KG: Of course I would like to see more roles for women and people of color. However, in particular, I think we need to look at the choices that all theatres make of what they want to put on their stages, not just the large and mid-sized theatre. When those lists [gender parity watch-lists such as The Kilroys] come out — and I’m stealing this idea from [fellow Boston playwright] Pat Gabridge — we tend to go after the biggies, and hold them by the neck and say “Look what you did!” but smaller theatres and community theatres also have a lot of responsibility. They are doing a lot of quality work too, but when they produce a season of only male playwrights or employ only male directors or program plays that only have majority roles for male actors, that sends a message. I think it’s getting better. I think people are paying more attention to it, but it can always get better than it is. I think it will also take a cultural shift in our appreciation for female directors and female playwrights and female theatre artists, and female leaders in general.

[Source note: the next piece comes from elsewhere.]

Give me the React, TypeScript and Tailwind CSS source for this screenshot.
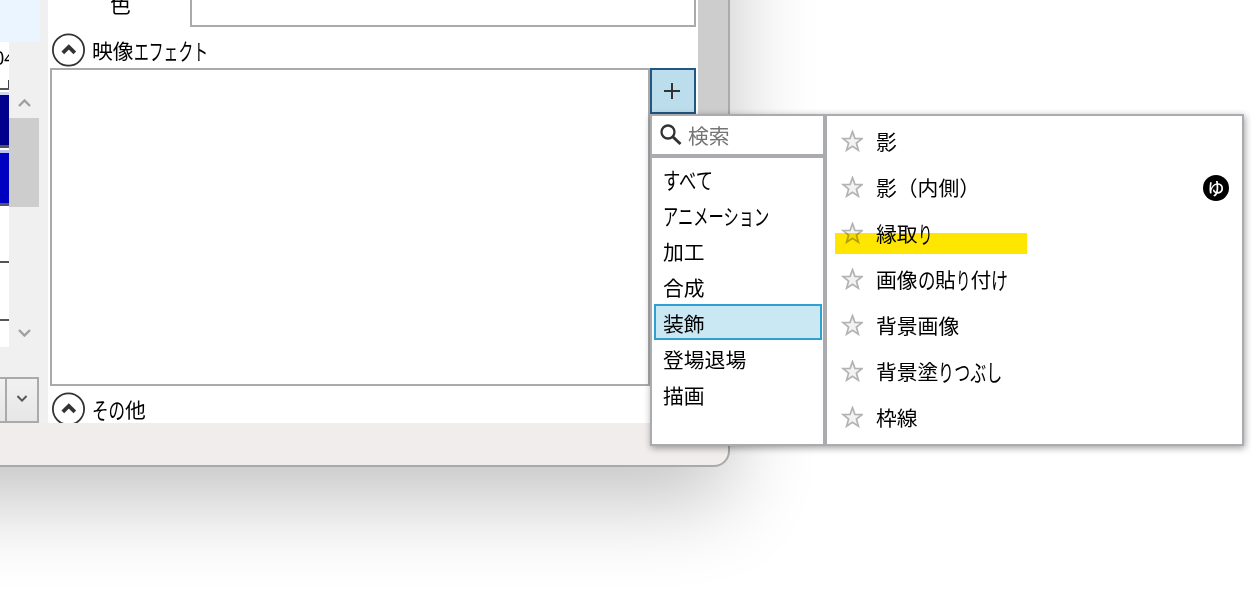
import React from "react";

type Run = [text: string, width: number];

const KANJI = 20.8;

/* Kanji keep their full width; kana runs are condensed to the given width. */
function Label({ runs, className = "" }: { runs: Run[]; className?: string }) {
  return (
    <span className={`flex whitespace-nowrap text-[20.8px] leading-[30px] ${className}`}>
      {runs.map(([text, width], i) => {
        const scale = width / (text.length * KANJI);
        return (
          <span key={i} className="block" style={{ width }}>
            <span
              className="block w-max origin-left"
              style={scale < 0.99 ? { transform: `scale(${scale}, 1.08)` } : undefined}
            >
              {text}
            </span>
          </span>
        );
      })}
    </span>
  );
}

const kanji = (text: string): Run => [text, text.length * KANJI];

const categories: { runs: Run[]; selected?: boolean }[] = [
  { runs: [["すべて", 52]] },
  { runs: [["アニメーション", 107]] },
  { runs: [kanji("加工")] },
  { runs: [kanji("合成")] },
  { runs: [kanji("装飾")], selected: true },
  { runs: [kanji("登場退場")] },
  { runs: [kanji("描画")] },
];

const effects: { runs: Run[]; marked?: boolean; badge?: boolean }[] = [
  { runs: [kanji("影")] },
  { runs: [kanji("影（内側）")], badge: true },
  { runs: [kanji("縁取"), ["り", 14.5]], marked: true },
  { runs: [kanji("画像"), ["の", 17.5], kanji("貼"), ["り", 14.5], kanji("付"), ["け", 17]] },
  { runs: [kanji("背景画像")] },
  { runs: [kanji("背景塗"), ["りつぶし", 64]] },
  { runs: [kanji("枠線")] },
];

function Chevron({ up, className }: { up?: boolean; className: string }) {
  return (
    <svg viewBox="0 0 12 8" className={className} fill="none" stroke="currentColor" strokeWidth="2.4">
      <path d={up ? "M0.5 7 6 1.5 11.5 7" : "M0.5 1 6 6.5 11.5 1"} />
    </svg>
  );
}

function SectionHeader({ runs }: { runs: Run[] }) {
  return (
    <div className="flex h-[34px] items-center pl-1">
      <svg viewBox="0 0 34 34" className="size-[34px] shrink-0" fill="none" stroke="#333">
        <circle cx="16.5" cy="17" r="15.6" strokeWidth="1.8" />
        <path d="M10.8 19.9 16.8 14 22.8 19.9" strokeWidth="3.8" />
      </svg>
      <Label runs={runs} className="ml-[6px]" />
    </div>
  );
}

function Star() {
  return (
    <svg viewBox="0 0 22 22" className="-mt-[2px] size-[22px] shrink-0" fill="#f3f3f3" stroke="#b3b3b3" strokeWidth="1.7">
      <path d="M11.5 1.6 13.9 8.4 21 8.6 15.4 13 17.4 20.2 11.5 16.2 5.6 20.2 7.6 13 2 8.6 9.1 8.4Z" />
    </svg>
  );
}

function Timeline() {
  return (
    <div className="w-12 shrink-0 bg-[#f0f0f0]">
      <div className="h-[42px] w-10 bg-[#ebf5ff]" />
      <div className="flex h-[305px]">
        <div className="w-[9px] overflow-hidden bg-white">
          <div className="relative h-[48px] border-b-2 border-[#555]">
            <span className="block -ml-[7px] w-max pt-[3px] font-['Open_Sans'] text-[20px] leading-[26px] tracking-[-0.5px]">04</span>
            <span className="absolute bottom-0 right-0 h-2 w-px bg-[#444]" />
          </div>
          <div className="h-[2px] bg-white" />
          <div className="h-[3px] bg-[#d2d6f2]" />
          <div className="h-[50px] bg-[#00008b]" />
          <div className="h-[3px] bg-[#555]" />
          <div className="h-[2px] bg-white" />
          <div className="h-[3px] bg-[#b8c1f0]" />
          <div className="h-[50px] bg-[#0000c0]" />
          <div className="h-[3px] bg-[#555570]" />
          <div className="h-[57px] border-b-2 border-[#555]" />
          <div className="h-[58px] border-b-2 border-[#555]" />
        </div>
        <div className="flex w-[30px] flex-col items-center pl-px text-[#a0a0a0]">
          <Chevron up className="mt-[57px] h-2 w-[13px]" />
          <div className="-ml-px mt-[11px] h-[89px] w-[30px] bg-[#cdcdcd]" />
          <Chevron className="mt-[122px] h-2 w-[13px]" />
        </div>
      </div>
      <div className="mt-[30px] flex h-[46px] w-[39px] border-2 border-l-0 border-[#aaa] bg-linear-to-b from-[#f1f1f1] to-[#e6e6e6]">
        <div className="w-[7px] border-r-2 border-[#aaa]" />
        <div className="flex flex-1 items-center justify-center text-[#555]">
          <Chevron className="mb-[4px] h-[7px] w-[10px]" />
        </div>
      </div>
    </div>
  );
}

function Properties() {
  return (
    <div className="flex w-[650px] shrink-0 flex-col overflow-hidden bg-white">
      <div className="flex h-[27px] shrink-0">
        <Label runs={[kanji("色")]} className="-mt-[11px] ml-[62px] w-20" />
        <div className="h-[27px] w-[506px] border-2 border-t-0 border-[#aaa]" />
      </div>
      <div className="mt-[6px] shrink-0">
        <SectionHeader runs={[kanji("映像"), ["エフェクト", 74]]} />
      </div>
      <div className="mt-px flex h-[318px] shrink-0 pl-[2px]">
        <div className="h-full w-[600px] border-2 border-[#aaa]" />
        <button className="flex size-[46px] items-center justify-center border-2 border-[#235680] bg-[#bcddeb]">
          <svg viewBox="0 0 16 16" className="mr-[2px] size-4" stroke="#333" strokeWidth="2">
            <path d="M8 0V16M0 8H16" />
          </svg>
        </button>
      </div>
      <div className="mt-[6px] shrink-0">
        <SectionHeader runs={[["その", 33], kanji("他")]} />
      </div>
    </div>
  );
}

function EffectMenu() {
  return (
    <div className="absolute left-[650px] top-[114px] flex h-[332px] w-[594px] border-2 border-[#a9abae] bg-white shadow-[1px_2px_7px_rgba(0,0,0,0.38)]">
      <div className="flex w-[175px] shrink-0 flex-col border-r-4 border-[#a9abae]">
        <div className="flex h-[42px] items-center border-b-4 border-[#a9abae] pl-2">
          <svg viewBox="0 0 22 22" className="size-[22px]" fill="none" stroke="#333">
            <circle cx="8" cy="8" r="6.5" strokeWidth="2.3" />
            <path d="M12.5 12.5 20.5 20" strokeWidth="3" />
          </svg>
          <Label runs={[kanji("検索")]} className="-mt-px ml-[6px] text-[#757575]" />
        </div>
        <ul className="px-[2px] pt-[2px]">
          {categories.map(({ runs, selected }, i) => (
            <li
              key={i}
              className={`flex h-9 w-[168px] items-center border-2 pl-[7px] ${
                selected ? "border-[#309fd2] bg-[#cae7f4]" : "border-transparent"
              }`}
            >
              <Label runs={runs} className="pt-px" />
            </li>
          ))}
        </ul>
      </div>
      <ul className="flex-1 pt-[3px]">
        {effects.map(({ runs, marked, badge }, i) => (
          <li key={i} className="relative flex h-[46px] items-center pl-[14px]">
            <Star />
            <Label runs={runs} className="-mt-[2px] ml-[13px]" />
            {badge && (
              <span className="-mt-px ml-auto mr-[13px] flex size-[26px] items-center justify-center rounded-full bg-black text-[17px] font-medium leading-none text-white">
                ゆ
              </span>
            )}
            {marked && (
              <span className="absolute left-2 top-[22px] h-[21px] w-48 bg-[#ffe600] mix-blend-multiply" />
            )}
          </li>
        ))}
      </ul>
    </div>
  );
}

export default function App() {
  return (
    <div className="relative h-[603px] w-[1252px] overflow-hidden bg-white font-['Noto_Sans_CJK_JP',sans-serif] text-black">
      <div className="-ml-[300px] -mt-[300px] h-[767px] w-[1030px] rounded-br-[16px] border-b-2 border-r-2 border-[#aaa] bg-[#f0edec] pl-[300px] pt-[300px] shadow-[0_34px_86px_rgba(0,0,0,0.24)]">
        <div className="flex h-[423px]">
          <Timeline />
          <Properties />
          <div className="flex-1 bg-[#cdcdcd]" />
        </div>
      </div>
      <EffectMenu />
    </div>
  );
}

I’ve noticed a trend too for a while, when gender parity first became a national issue, producers would claim to not know where the female artists and artists of color were. Then, these lists, like The Kilroys, came out, and they don’t have that excuse anymore. Of course, there has been some backlash with the lists; for example, I don’t know if they make artists feel badly about themselves if they aren’t on the lists, and then people only pay attention to people who are on the list as opposed to doing their own research. But, the good takeaway is that there is a lot of work out there, and not being able to find these artists should no longer be an excuse. At this point, it is not an accident when people don’t pay attention to the work or the people who are out there.